======== RECORDS SUPPLIED ========
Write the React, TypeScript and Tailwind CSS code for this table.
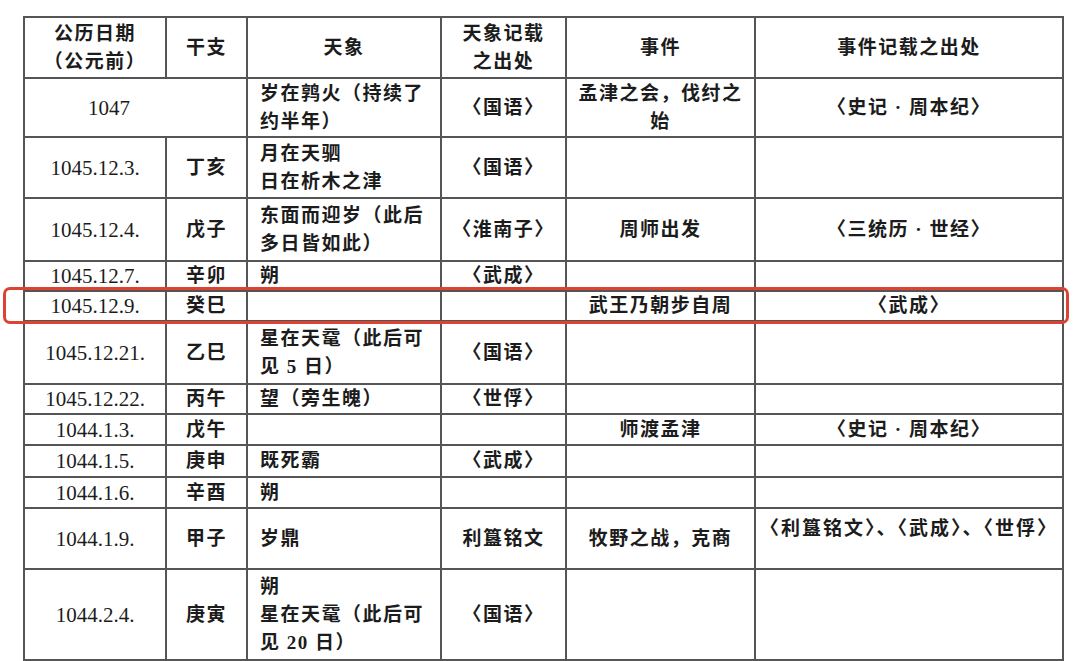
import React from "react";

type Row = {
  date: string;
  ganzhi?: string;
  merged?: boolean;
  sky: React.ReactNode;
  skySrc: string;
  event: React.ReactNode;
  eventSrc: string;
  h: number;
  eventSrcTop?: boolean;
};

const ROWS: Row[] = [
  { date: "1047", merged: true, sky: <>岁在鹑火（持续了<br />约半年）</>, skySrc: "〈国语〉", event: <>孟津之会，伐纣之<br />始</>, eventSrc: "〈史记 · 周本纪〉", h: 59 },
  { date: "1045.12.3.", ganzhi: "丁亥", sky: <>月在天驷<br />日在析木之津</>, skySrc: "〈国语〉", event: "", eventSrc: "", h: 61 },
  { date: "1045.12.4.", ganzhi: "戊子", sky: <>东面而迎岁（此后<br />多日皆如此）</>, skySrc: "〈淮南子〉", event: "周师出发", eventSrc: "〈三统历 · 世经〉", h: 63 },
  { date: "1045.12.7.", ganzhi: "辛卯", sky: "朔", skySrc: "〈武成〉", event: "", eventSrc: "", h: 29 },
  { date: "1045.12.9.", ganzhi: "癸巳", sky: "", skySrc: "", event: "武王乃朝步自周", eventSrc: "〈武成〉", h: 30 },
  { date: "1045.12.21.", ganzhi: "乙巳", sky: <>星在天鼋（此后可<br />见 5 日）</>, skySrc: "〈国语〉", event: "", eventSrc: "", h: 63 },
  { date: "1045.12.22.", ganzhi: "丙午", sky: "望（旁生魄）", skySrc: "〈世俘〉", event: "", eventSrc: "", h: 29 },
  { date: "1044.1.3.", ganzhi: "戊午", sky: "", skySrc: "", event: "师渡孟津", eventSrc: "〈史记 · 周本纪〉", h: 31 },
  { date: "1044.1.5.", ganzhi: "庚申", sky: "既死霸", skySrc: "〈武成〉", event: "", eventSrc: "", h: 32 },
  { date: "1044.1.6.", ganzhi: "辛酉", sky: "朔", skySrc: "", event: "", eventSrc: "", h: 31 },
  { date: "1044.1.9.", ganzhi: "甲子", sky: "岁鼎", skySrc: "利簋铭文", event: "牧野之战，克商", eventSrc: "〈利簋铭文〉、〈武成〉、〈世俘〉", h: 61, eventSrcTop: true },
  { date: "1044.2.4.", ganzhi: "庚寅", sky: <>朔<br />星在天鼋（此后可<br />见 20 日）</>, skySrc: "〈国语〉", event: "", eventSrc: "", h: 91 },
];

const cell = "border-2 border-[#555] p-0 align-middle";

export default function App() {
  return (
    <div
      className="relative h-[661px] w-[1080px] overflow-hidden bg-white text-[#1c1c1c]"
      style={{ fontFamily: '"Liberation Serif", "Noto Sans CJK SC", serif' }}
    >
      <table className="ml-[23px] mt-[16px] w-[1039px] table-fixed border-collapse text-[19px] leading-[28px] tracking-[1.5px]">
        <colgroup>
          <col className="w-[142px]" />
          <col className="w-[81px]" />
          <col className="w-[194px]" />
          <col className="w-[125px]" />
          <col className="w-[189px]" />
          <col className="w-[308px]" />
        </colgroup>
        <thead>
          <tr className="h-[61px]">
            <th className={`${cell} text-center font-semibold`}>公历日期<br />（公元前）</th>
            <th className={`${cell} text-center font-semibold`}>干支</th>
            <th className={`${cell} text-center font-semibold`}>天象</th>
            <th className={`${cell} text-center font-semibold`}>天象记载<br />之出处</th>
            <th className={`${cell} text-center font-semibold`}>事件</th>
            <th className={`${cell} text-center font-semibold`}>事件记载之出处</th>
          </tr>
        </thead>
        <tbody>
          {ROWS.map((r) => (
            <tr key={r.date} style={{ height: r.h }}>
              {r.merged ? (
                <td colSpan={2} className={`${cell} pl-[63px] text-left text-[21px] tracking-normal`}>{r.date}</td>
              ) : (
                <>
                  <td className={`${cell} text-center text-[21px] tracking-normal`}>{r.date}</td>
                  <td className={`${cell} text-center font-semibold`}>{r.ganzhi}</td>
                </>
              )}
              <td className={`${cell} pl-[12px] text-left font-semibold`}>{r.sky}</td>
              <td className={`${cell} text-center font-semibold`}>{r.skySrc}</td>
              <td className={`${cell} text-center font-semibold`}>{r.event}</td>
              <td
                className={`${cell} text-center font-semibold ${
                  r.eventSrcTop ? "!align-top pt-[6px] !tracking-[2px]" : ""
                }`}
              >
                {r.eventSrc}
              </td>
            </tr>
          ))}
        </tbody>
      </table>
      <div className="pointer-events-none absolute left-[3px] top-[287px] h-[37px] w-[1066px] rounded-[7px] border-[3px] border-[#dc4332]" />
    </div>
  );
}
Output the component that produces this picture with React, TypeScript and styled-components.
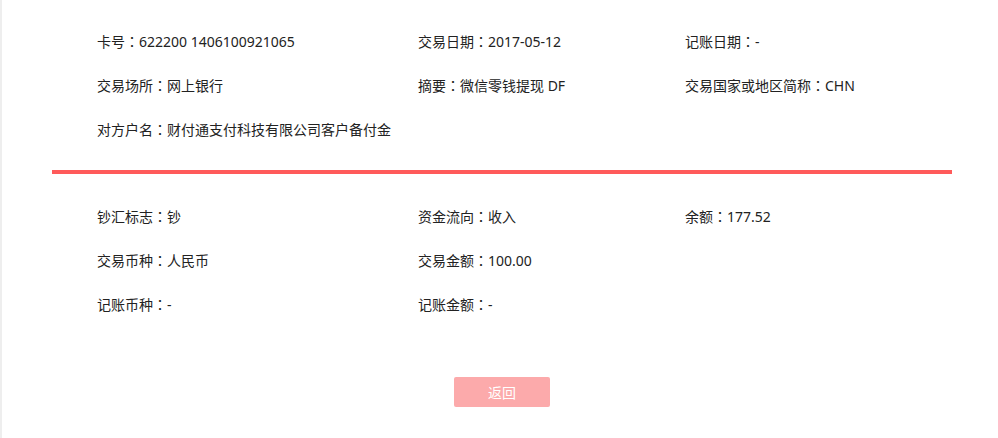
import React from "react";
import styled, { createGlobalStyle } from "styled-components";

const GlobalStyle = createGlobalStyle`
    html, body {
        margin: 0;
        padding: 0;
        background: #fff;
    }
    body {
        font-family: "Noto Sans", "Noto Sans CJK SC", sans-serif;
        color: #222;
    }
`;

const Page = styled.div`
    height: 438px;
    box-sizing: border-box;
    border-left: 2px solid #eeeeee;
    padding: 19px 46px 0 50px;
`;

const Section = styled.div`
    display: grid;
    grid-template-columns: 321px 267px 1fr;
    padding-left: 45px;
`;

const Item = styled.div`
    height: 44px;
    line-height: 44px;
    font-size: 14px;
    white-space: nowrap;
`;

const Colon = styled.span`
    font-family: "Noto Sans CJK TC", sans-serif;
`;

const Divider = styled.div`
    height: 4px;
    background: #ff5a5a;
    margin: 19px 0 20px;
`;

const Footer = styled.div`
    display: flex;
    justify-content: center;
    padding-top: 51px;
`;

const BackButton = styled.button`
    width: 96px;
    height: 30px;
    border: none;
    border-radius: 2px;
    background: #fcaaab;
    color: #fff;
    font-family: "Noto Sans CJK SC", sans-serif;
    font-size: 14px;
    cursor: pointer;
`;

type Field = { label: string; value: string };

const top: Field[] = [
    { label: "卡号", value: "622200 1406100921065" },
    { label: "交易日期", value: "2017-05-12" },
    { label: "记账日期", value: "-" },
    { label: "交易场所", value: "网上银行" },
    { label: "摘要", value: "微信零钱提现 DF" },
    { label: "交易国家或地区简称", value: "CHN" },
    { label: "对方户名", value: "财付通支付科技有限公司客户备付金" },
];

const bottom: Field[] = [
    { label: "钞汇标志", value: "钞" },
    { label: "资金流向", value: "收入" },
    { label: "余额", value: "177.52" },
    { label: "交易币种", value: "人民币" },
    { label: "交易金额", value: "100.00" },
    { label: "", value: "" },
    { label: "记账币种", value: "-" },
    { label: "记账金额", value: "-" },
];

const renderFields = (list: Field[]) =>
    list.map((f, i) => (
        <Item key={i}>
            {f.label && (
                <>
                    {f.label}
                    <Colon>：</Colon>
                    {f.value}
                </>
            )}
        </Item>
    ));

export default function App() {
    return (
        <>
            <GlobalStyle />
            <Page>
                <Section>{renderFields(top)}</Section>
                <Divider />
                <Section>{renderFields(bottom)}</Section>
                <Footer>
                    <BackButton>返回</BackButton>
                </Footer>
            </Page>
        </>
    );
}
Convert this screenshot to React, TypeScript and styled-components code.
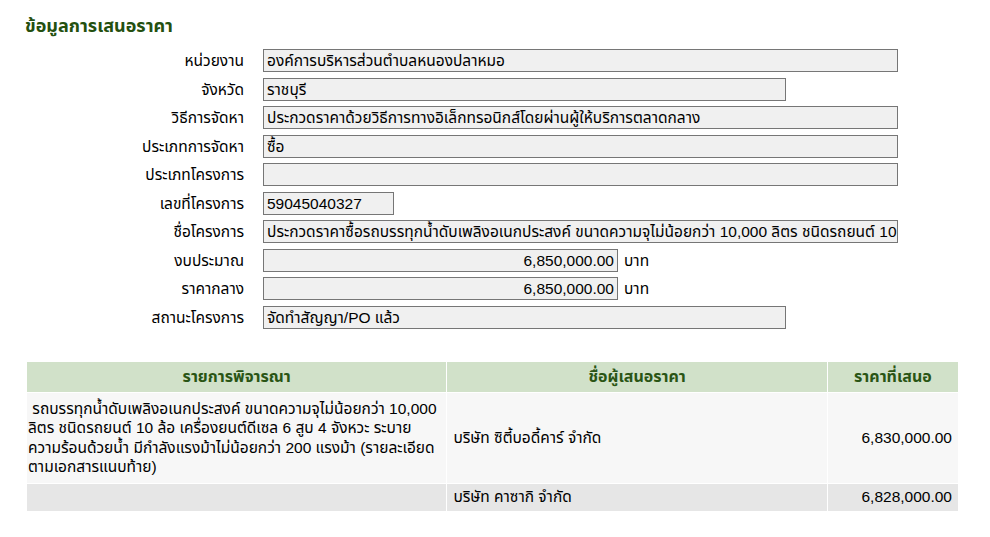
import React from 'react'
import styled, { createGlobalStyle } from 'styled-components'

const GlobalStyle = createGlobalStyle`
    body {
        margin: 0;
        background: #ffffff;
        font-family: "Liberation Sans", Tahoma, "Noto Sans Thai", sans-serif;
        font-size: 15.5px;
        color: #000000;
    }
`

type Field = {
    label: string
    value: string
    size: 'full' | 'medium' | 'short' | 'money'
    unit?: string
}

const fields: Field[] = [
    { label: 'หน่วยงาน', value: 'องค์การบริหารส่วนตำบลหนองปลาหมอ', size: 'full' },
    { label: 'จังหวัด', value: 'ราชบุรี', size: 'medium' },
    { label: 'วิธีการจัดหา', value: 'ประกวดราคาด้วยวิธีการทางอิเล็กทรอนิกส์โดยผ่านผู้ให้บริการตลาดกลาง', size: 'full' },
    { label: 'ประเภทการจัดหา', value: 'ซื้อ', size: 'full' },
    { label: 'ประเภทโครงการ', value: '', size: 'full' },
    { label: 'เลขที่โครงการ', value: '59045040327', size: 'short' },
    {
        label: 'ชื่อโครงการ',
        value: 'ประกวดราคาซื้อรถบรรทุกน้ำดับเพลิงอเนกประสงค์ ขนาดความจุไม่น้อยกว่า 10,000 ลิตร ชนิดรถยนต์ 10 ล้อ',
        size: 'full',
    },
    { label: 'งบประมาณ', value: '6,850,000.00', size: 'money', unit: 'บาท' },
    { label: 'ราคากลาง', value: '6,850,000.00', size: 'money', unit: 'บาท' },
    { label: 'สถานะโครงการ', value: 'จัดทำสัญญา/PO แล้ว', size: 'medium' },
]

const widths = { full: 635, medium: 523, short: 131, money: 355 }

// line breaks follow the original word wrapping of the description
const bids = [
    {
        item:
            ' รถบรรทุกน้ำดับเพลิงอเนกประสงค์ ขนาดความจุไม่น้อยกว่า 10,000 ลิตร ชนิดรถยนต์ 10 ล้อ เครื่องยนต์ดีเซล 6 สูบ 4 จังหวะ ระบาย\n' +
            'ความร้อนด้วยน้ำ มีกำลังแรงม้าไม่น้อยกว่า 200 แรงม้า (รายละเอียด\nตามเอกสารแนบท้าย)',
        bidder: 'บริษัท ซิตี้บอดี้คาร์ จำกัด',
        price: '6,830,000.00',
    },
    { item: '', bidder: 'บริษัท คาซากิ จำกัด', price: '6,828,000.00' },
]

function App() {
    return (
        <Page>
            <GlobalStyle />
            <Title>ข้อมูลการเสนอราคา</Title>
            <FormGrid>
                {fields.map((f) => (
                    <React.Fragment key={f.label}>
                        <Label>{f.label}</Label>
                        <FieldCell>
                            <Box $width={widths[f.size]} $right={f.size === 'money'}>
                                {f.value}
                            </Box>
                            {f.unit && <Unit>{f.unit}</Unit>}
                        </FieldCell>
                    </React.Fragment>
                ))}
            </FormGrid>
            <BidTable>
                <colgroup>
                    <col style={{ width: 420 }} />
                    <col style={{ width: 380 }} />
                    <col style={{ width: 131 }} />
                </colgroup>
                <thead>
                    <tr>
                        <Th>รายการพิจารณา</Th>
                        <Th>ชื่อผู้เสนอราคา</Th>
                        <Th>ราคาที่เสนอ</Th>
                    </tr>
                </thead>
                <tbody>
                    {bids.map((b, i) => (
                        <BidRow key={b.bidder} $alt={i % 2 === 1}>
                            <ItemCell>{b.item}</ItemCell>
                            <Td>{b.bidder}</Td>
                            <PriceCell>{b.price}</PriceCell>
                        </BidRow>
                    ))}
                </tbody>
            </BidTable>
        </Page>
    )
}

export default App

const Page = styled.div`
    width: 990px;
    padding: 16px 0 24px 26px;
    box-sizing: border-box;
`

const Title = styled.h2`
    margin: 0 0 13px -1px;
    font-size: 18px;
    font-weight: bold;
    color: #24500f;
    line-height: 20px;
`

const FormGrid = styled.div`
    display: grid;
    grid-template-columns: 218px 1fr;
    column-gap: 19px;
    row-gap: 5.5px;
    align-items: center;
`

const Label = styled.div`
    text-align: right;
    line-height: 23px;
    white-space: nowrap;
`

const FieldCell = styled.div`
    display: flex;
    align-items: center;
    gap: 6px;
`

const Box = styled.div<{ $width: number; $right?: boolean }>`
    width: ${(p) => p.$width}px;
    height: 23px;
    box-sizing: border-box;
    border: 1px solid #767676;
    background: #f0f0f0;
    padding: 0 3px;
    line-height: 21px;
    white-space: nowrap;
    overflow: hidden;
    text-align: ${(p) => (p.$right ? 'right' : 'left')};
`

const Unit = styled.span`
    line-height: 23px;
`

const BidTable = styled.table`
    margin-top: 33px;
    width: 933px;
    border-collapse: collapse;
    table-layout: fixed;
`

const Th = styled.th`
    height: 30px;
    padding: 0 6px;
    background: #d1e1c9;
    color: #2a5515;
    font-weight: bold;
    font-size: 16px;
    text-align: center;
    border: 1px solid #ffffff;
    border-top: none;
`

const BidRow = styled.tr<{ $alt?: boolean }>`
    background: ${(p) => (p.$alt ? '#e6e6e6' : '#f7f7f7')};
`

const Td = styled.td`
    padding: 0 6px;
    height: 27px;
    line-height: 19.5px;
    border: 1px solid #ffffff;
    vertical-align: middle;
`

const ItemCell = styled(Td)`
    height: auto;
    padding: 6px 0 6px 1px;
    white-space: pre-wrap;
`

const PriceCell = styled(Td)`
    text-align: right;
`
========
:: WORK TO DO ::
How many lines in these entries hold the string "code"? Answer with the number alone.

:: SOLUTION TO THE PROBLEM ::
2